Copy out the listing that follows, exact in every word, and skip the images.

• [STORED DATA]
======

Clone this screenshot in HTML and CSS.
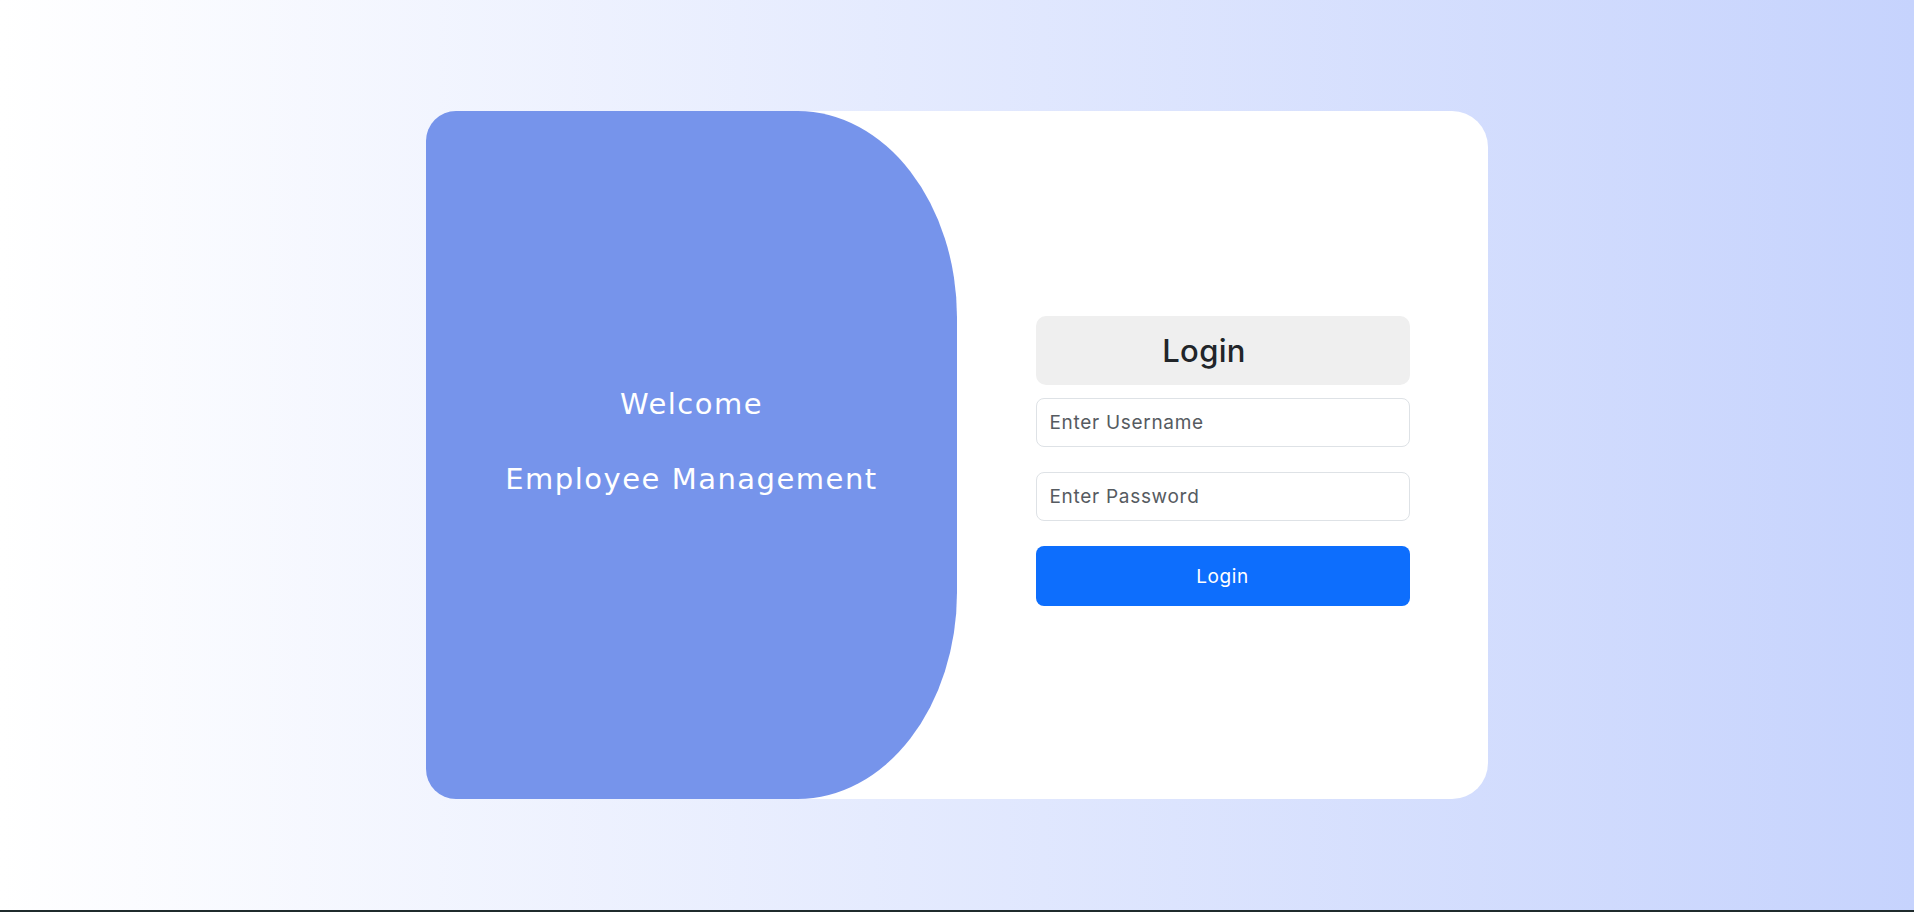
FILE: index.html
```html
<!DOCTYPE html>
<html lang="en">
<head>
<meta charset="utf-8">
<title>Login</title>
<link rel="stylesheet" href="styles.css">
</head>
<body>
<main class="page">
  <section class="card">
    <div class="welcome">
      <p class="welcome-line">Welcome</p>
      <p class="welcome-line">Employee Management</p>
    </div>
    <div class="login-side">
      <form class="login-form">
        <h3 class="login-title">Login</h3>
        <input class="field" type="text" placeholder="Enter Username">
        <input class="field" type="password" placeholder="Enter Password">
        <button class="login-btn" type="button">Login</button>
      </form>
    </div>
  </section>
</main>
<div class="bottom-bar"></div>
</body>
</html>
```

FILE: styles.css
```css
* { box-sizing: border-box; }
html, body { margin: 0; padding: 0; }
body {
  height: 912px;
  overflow: hidden;
  font-family: "Inter", "Liberation Sans", sans-serif;
  background: linear-gradient(to right, #ffffff 0%, #c6d3fd 100%);
  display: flex;
  flex-direction: column;
}
.page {
  height: 910px;
  display: flex;
  align-items: center;
  justify-content: center;
}
.bottom-bar {
  height: 2px;
  background: #1f2b2c;
}
.card {
  width: 1062px;
  height: 688px;
  background: #ffffff;
  border-radius: 36px;
  display: flex;
}
.welcome {
  width: 531px;
  background: #7694eb;
  border-radius: 30px 30% 30% 30px / 30px 30% 30% 30px;
  display: flex;
  flex-direction: column;
  align-items: center;
  justify-content: center;
  gap: 40px;
  color: #ffffff;
  padding-bottom: 27px;
}
.welcome-line {
  margin: 0;
  font-family: "DejaVu Sans", "Inter", sans-serif;
  font-size: 29px;
  line-height: 1.2;
  font-weight: 400;
  letter-spacing: 1.5px;
}
.login-side {
  flex: 1;
  display: flex;
  align-items: center;
  justify-content: center;
}
.login-form {
  width: 374px;
  padding-top: 12px;
  display: flex;
  flex-direction: column;
}
.login-title {
  margin: 0 0 13px 0;
  height: 69px;
  background: #efefef;
  border-radius: 10px;
  font-size: 31px;
  font-weight: 500;
  color: #212529;
  display: flex;
  align-items: center;
  justify-content: center;
  padding-right: 37px;
  letter-spacing: 0.3px;
}
.field {
  height: 49px;
  border: 1px solid #dee2e6;
  border-radius: 8px;
  padding: 0 13px;
  font-family: inherit;
  font-size: 19px;
  letter-spacing: 0.7px;
  color: #212529;
  margin: 0 0 25px 0;
  background: #ffffff;
}
.field::placeholder { color: #565b61; }
.login-btn {
  height: 60px;
  border: none;
  border-radius: 8px;
  background: #0d6efd;
  color: #ffffff;
  font-family: inherit;
  font-size: 19px;
  letter-spacing: 0.6px;
}
```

======

• [SOLUTION TO THIS EXERCISE]
Clone this screenshot in HTML and CSS.
FILE: index.html
```html
<!DOCTYPE html>
<html lang="en">
<head>
<meta charset="utf-8">
<title>Login</title>
<link rel="stylesheet" href="styles.css">
</head>
<body>
<main class="page">
  <section class="card">
    <div class="welcome">
      <p class="welcome-line">Welcome</p>
      <p class="welcome-line">Employee Management</p>
    </div>
    <div class="login-side">
      <form class="login-form">
        <h3 class="login-title">Login</h3>
        <input class="field" type="text" placeholder="Enter Username">
        <input class="field" type="password" placeholder="Enter Password">
        <button class="login-btn" type="button">Login</button>
      </form>
    </div>
  </section>
</main>
<div class="bottom-bar"></div>
</body>
</html>
```

FILE: styles.css
```css
* { box-sizing: border-box; }
html, body { margin: 0; padding: 0; }
body {
  height: 912px;
  overflow: hidden;
  font-family: "Inter", "Liberation Sans", sans-serif;
  background: linear-gradient(to right, #ffffff 0%, #c6d3fd 100%);
  display: flex;
  flex-direction: column;
}
.page {
  height: 910px;
  display: flex;
  align-items: center;
  justify-content: center;
}
.bottom-bar {
  height: 2px;
  background: #1f2b2c;
}
.card {
  width: 1062px;
  height: 688px;
  background: #ffffff;
  border-radius: 36px;
  display: flex;
}
.welcome {
  width: 531px;
  background: #7694eb;
  border-radius: 30px 30% 30% 30px / 30px 30% 30% 30px;
  display: flex;
  flex-direction: column;
  align-items: center;
  justify-content: center;
  gap: 40px;
  color: #ffffff;
  padding-bottom: 27px;
}
.welcome-line {
  margin: 0;
  font-family: "DejaVu Sans", "Inter", sans-serif;
  font-size: 29px;
  line-height: 1.2;
  font-weight: 400;
  letter-spacing: 1.5px;
}
.login-side {
  flex: 1;
  display: flex;
  align-items: center;
  justify-content: center;
}
.login-form {
  width: 374px;
  padding-top: 12px;
  display: flex;
  flex-direction: column;
}
.login-title {
  margin: 0 0 13px 0;
  height: 69px;
  background: #efefef;
  border-radius: 10px;
  font-size: 31px;
  font-weight: 500;
  color: #212529;
  display: flex;
  align-items: center;
  justify-content: center;
  padding-right: 37px;
  letter-spacing: 0.3px;
}
.field {
  height: 49px;
  border: 1px solid #dee2e6;
  border-radius: 8px;
  padding: 0 13px;
  font-family: inherit;
  font-size: 19px;
  letter-spacing: 0.7px;
  color: #212529;
  margin: 0 0 25px 0;
  background: #ffffff;
}
.field::placeholder { color: #565b61; }
.login-btn {
  height: 60px;
  border: none;
  border-radius: 8px;
  background: #0d6efd;
  color: #ffffff;
  font-family: inherit;
  font-size: 19px;
  letter-spacing: 0.6px;
}
```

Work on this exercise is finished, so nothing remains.